# Start of Material

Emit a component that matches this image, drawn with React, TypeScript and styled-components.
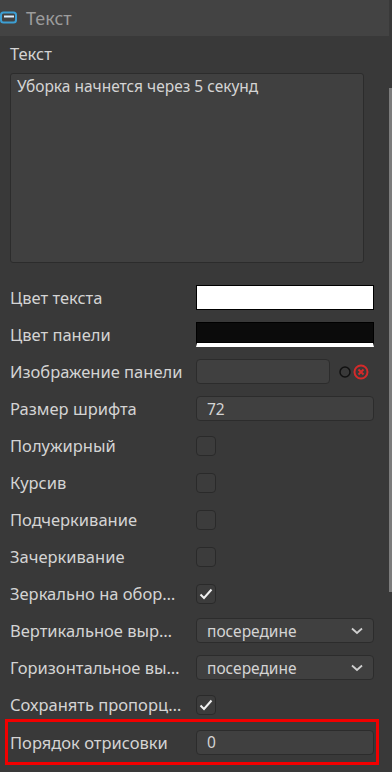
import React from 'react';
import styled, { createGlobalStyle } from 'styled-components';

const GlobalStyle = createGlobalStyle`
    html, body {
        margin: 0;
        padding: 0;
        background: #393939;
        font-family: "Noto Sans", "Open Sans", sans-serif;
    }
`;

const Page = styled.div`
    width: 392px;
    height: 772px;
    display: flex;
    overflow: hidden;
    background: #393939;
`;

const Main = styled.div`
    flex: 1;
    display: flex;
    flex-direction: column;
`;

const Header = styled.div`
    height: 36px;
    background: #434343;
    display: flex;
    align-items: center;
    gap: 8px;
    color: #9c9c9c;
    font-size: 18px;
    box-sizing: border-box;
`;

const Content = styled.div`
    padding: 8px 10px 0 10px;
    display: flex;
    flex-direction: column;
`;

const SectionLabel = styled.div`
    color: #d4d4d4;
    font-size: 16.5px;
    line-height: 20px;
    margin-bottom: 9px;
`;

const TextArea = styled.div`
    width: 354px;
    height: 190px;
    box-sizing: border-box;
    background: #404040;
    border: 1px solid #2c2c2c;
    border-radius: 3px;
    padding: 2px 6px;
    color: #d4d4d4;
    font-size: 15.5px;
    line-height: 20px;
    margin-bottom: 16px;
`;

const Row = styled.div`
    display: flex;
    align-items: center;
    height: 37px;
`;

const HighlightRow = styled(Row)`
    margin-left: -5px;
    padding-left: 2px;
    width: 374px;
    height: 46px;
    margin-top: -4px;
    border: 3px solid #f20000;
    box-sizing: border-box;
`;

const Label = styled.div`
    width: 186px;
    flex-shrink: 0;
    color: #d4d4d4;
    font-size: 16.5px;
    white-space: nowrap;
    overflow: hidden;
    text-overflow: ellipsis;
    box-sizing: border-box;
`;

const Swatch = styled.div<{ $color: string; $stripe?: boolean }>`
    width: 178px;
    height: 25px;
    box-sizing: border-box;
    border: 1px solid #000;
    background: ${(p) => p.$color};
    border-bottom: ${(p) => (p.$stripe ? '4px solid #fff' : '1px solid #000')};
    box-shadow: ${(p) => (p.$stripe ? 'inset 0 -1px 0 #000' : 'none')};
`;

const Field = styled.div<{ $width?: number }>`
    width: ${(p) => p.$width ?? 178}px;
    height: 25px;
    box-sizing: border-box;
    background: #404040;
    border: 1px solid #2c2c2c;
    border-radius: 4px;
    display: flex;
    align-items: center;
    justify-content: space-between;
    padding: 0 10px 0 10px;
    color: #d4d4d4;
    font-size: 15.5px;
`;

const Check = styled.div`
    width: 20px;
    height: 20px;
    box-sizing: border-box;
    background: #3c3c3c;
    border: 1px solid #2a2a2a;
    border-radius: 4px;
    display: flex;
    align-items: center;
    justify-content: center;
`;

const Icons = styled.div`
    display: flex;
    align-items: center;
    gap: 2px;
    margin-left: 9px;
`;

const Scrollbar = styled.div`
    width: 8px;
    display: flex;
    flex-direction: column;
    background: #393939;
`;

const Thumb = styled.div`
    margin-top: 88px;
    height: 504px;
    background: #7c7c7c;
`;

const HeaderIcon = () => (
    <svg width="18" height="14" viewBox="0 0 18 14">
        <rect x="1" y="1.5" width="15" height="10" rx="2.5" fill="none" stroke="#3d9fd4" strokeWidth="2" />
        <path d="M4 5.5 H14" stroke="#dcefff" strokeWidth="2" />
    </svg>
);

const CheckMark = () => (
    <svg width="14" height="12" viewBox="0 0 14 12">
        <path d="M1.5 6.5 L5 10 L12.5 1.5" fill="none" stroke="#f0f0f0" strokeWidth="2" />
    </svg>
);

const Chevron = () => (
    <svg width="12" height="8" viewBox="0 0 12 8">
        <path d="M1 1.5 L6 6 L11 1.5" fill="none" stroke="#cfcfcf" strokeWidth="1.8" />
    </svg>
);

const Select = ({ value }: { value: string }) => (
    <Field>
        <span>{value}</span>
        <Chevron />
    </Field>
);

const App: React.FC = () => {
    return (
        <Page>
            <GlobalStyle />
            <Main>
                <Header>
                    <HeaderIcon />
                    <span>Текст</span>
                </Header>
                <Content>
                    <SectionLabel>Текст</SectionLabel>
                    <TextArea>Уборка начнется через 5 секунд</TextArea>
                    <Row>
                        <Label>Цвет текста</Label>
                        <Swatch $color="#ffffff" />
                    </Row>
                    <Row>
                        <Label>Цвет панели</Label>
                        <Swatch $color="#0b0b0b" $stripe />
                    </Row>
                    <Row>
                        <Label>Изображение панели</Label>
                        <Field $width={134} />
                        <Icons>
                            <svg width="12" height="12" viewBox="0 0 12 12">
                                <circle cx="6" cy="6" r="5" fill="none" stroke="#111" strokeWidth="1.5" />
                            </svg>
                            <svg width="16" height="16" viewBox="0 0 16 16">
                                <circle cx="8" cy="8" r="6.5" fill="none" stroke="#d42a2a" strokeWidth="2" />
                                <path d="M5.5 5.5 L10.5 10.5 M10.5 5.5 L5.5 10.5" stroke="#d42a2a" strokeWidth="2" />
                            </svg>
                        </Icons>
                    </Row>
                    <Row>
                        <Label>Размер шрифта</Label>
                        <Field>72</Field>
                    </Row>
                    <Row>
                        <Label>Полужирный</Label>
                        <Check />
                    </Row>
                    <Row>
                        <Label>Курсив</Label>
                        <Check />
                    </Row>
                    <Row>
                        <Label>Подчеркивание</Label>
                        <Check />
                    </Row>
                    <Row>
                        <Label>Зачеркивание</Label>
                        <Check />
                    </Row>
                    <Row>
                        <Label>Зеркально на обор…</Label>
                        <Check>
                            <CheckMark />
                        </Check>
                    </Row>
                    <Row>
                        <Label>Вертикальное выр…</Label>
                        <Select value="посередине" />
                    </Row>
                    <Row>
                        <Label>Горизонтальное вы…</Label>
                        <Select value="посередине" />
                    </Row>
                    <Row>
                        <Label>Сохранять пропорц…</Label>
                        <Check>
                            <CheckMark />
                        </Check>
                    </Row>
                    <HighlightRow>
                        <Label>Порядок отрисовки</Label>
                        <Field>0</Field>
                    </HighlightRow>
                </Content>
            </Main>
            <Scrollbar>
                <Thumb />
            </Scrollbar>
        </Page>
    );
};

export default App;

# End of Material

Omit every picture, then reproduce the rest of the listing exactly.

## Problem solution
Emit a component that matches this image, drawn with React, TypeScript and styled-components.
import React from 'react';
import styled, { createGlobalStyle } from 'styled-components';

const GlobalStyle = createGlobalStyle`
    html, body {
        margin: 0;
        padding: 0;
        background: #393939;
        font-family: "Noto Sans", "Open Sans", sans-serif;
    }
`;

const Page = styled.div`
    width: 392px;
    height: 772px;
    display: flex;
    overflow: hidden;
    background: #393939;
`;

const Main = styled.div`
    flex: 1;
    display: flex;
    flex-direction: column;
`;

const Header = styled.div`
    height: 36px;
    background: #434343;
    display: flex;
    align-items: center;
    gap: 8px;
    color: #9c9c9c;
    font-size: 18px;
    box-sizing: border-box;
`;

const Content = styled.div`
    padding: 8px 10px 0 10px;
    display: flex;
    flex-direction: column;
`;

const SectionLabel = styled.div`
    color: #d4d4d4;
    font-size: 16.5px;
    line-height: 20px;
    margin-bottom: 9px;
`;

const TextArea = styled.div`
    width: 354px;
    height: 190px;
    box-sizing: border-box;
    background: #404040;
    border: 1px solid #2c2c2c;
    border-radius: 3px;
    padding: 2px 6px;
    color: #d4d4d4;
    font-size: 15.5px;
    line-height: 20px;
    margin-bottom: 16px;
`;

const Row = styled.div`
    display: flex;
    align-items: center;
    height: 37px;
`;

const HighlightRow = styled(Row)`
    margin-left: -5px;
    padding-left: 2px;
    width: 374px;
    height: 46px;
    margin-top: -4px;
    border: 3px solid #f20000;
    box-sizing: border-box;
`;

const Label = styled.div`
    width: 186px;
    flex-shrink: 0;
    color: #d4d4d4;
    font-size: 16.5px;
    white-space: nowrap;
    overflow: hidden;
    text-overflow: ellipsis;
    box-sizing: border-box;
`;

const Swatch = styled.div<{ $color: string; $stripe?: boolean }>`
    width: 178px;
    height: 25px;
    box-sizing: border-box;
    border: 1px solid #000;
    background: ${(p) => p.$color};
    border-bottom: ${(p) => (p.$stripe ? '4px solid #fff' : '1px solid #000')};
    box-shadow: ${(p) => (p.$stripe ? 'inset 0 -1px 0 #000' : 'none')};
`;

const Field = styled.div<{ $width?: number }>`
    width: ${(p) => p.$width ?? 178}px;
    height: 25px;
    box-sizing: border-box;
    background: #404040;
    border: 1px solid #2c2c2c;
    border-radius: 4px;
    display: flex;
    align-items: center;
    justify-content: space-between;
    padding: 0 10px 0 10px;
    color: #d4d4d4;
    font-size: 15.5px;
`;

const Check = styled.div`
    width: 20px;
    height: 20px;
    box-sizing: border-box;
    background: #3c3c3c;
    border: 1px solid #2a2a2a;
    border-radius: 4px;
    display: flex;
    align-items: center;
    justify-content: center;
`;

const Icons = styled.div`
    display: flex;
    align-items: center;
    gap: 2px;
    margin-left: 9px;
`;

const Scrollbar = styled.div`
    width: 8px;
    display: flex;
    flex-direction: column;
    background: #393939;
`;

const Thumb = styled.div`
    margin-top: 88px;
    height: 504px;
    background: #7c7c7c;
`;

const HeaderIcon = () => (
    <svg width="18" height="14" viewBox="0 0 18 14">
        <rect x="1" y="1.5" width="15" height="10" rx="2.5" fill="none" stroke="#3d9fd4" strokeWidth="2" />
        <path d="M4 5.5 H14" stroke="#dcefff" strokeWidth="2" />
    </svg>
);

const CheckMark = () => (
    <svg width="14" height="12" viewBox="0 0 14 12">
        <path d="M1.5 6.5 L5 10 L12.5 1.5" fill="none" stroke="#f0f0f0" strokeWidth="2" />
    </svg>
);

const Chevron = () => (
    <svg width="12" height="8" viewBox="0 0 12 8">
        <path d="M1 1.5 L6 6 L11 1.5" fill="none" stroke="#cfcfcf" strokeWidth="1.8" />
    </svg>
);

const Select = ({ value }: { value: string }) => (
    <Field>
        <span>{value}</span>
        <Chevron />
    </Field>
);

const App: React.FC = () => {
    return (
        <Page>
            <GlobalStyle />
            <Main>
                <Header>
                    <HeaderIcon />
                    <span>Текст</span>
                </Header>
                <Content>
                    <SectionLabel>Текст</SectionLabel>
                    <TextArea>Уборка начнется через 5 секунд</TextArea>
                    <Row>
                        <Label>Цвет текста</Label>
                        <Swatch $color="#ffffff" />
                    </Row>
                    <Row>
                        <Label>Цвет панели</Label>
                        <Swatch $color="#0b0b0b" $stripe />
                    </Row>
                    <Row>
                        <Label>Изображение панели</Label>
                        <Field $width={134} />
                        <Icons>
                            <svg width="12" height="12" viewBox="0 0 12 12">
                                <circle cx="6" cy="6" r="5" fill="none" stroke="#111" strokeWidth="1.5" />
                            </svg>
                            <svg width="16" height="16" viewBox="0 0 16 16">
                                <circle cx="8" cy="8" r="6.5" fill="none" stroke="#d42a2a" strokeWidth="2" />
                                <path d="M5.5 5.5 L10.5 10.5 M10.5 5.5 L5.5 10.5" stroke="#d42a2a" strokeWidth="2" />
                            </svg>
                        </Icons>
                    </Row>
                    <Row>
                        <Label>Размер шрифта</Label>
                        <Field>72</Field>
                    </Row>
                    <Row>
                        <Label>Полужирный</Label>
                        <Check />
                    </Row>
                    <Row>
                        <Label>Курсив</Label>
                        <Check />
                    </Row>
                    <Row>
                        <Label>Подчеркивание</Label>
                        <Check />
                    </Row>
                    <Row>
                        <Label>Зачеркивание</Label>
                        <Check />
                    </Row>
                    <Row>
                        <Label>Зеркально на обор…</Label>
                        <Check>
                            <CheckMark />
                        </Check>
                    </Row>
                    <Row>
                        <Label>Вертикальное выр…</Label>
                        <Select value="посередине" />
                    </Row>
                    <Row>
                        <Label>Горизонтальное вы…</Label>
                        <Select value="посередине" />
                    </Row>
                    <Row>
                        <Label>Сохранять пропорц…</Label>
                        <Check>
                            <CheckMark />
                        </Check>
                    </Row>
                    <HighlightRow>
                        <Label>Порядок отрисовки</Label>
                        <Field>0</Field>
                    </HighlightRow>
                </Content>
            </Main>
            <Scrollbar>
                <Thumb />
            </Scrollbar>
        </Page>
    );
};

export default App;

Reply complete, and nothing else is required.